The explosion in interest in fibre lasers meant that several more players entered the market. ‘In the low power, q-switched lasers, we certainly have more competition, but then that’s a fairly easy product to manufacture,’ says Shiner. ‘The greatest cost in the manufacture of a fibre laser, though, is the diode. Since we make all our own diodes – and we’re the largest manufacturer of diodes in the world – we are at a great advantage in the higher power range where more diodes are required.

‘Also, we’ve been involved in fibre laser technology for 20 years already, so we’re way ahead of most of our competitors – and at much higher powers. We’re already in the multi kW area, while others are struggling to exceed 1kW.’
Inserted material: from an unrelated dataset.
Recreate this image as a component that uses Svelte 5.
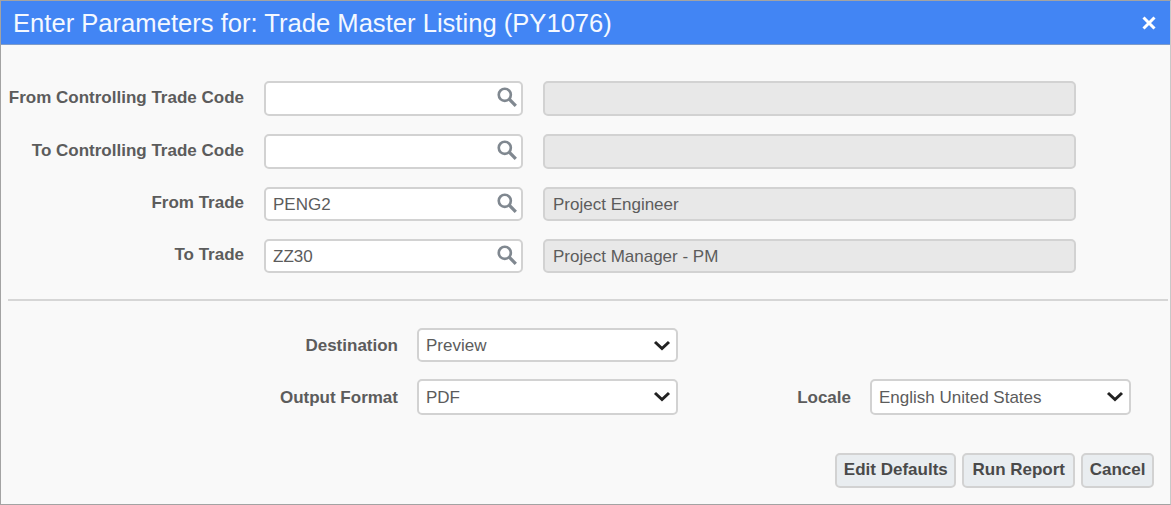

IPG, like any other company, has had to address the economic situation of the past 12 months, though Shiner insists that they weathered the storm without too much damage. ‘We stayed pretty flat in the high power products while others fell away, so we gained market share here. In the low power area, we fell by maybe 30 per cent, although this was in line with everyone else. We don’t believe we lost market share – there was just less being spent.’

Efficiencies included four-day working weeks at some sites, and cancelling of overtime, but unlike many others, there were no lay-offs of any significance. ‘Our last quarter was very good though, and we’re looking forward to a good year,’ says Shiner.

Looking ahead, Shiner believes that the decrease in cost of ownership will continue, making fibre lasers even more competitive than they are now. ‘There will be more products in other colours and other wavelengths,’ he says, ‘all of which will be market driven. We also see beam divergence decreasing, which is an important factor for remote welding and mobile applications.’

Future growth application areas include anything to do with energy, according to Shiner. ‘This includes batteries for electric cars, welding components for tracking the sun and so on. The versatility of the fibre laser means it can provide multiple functions, and operate at vast distances – this is key for use with robots on large manufacturing floors.’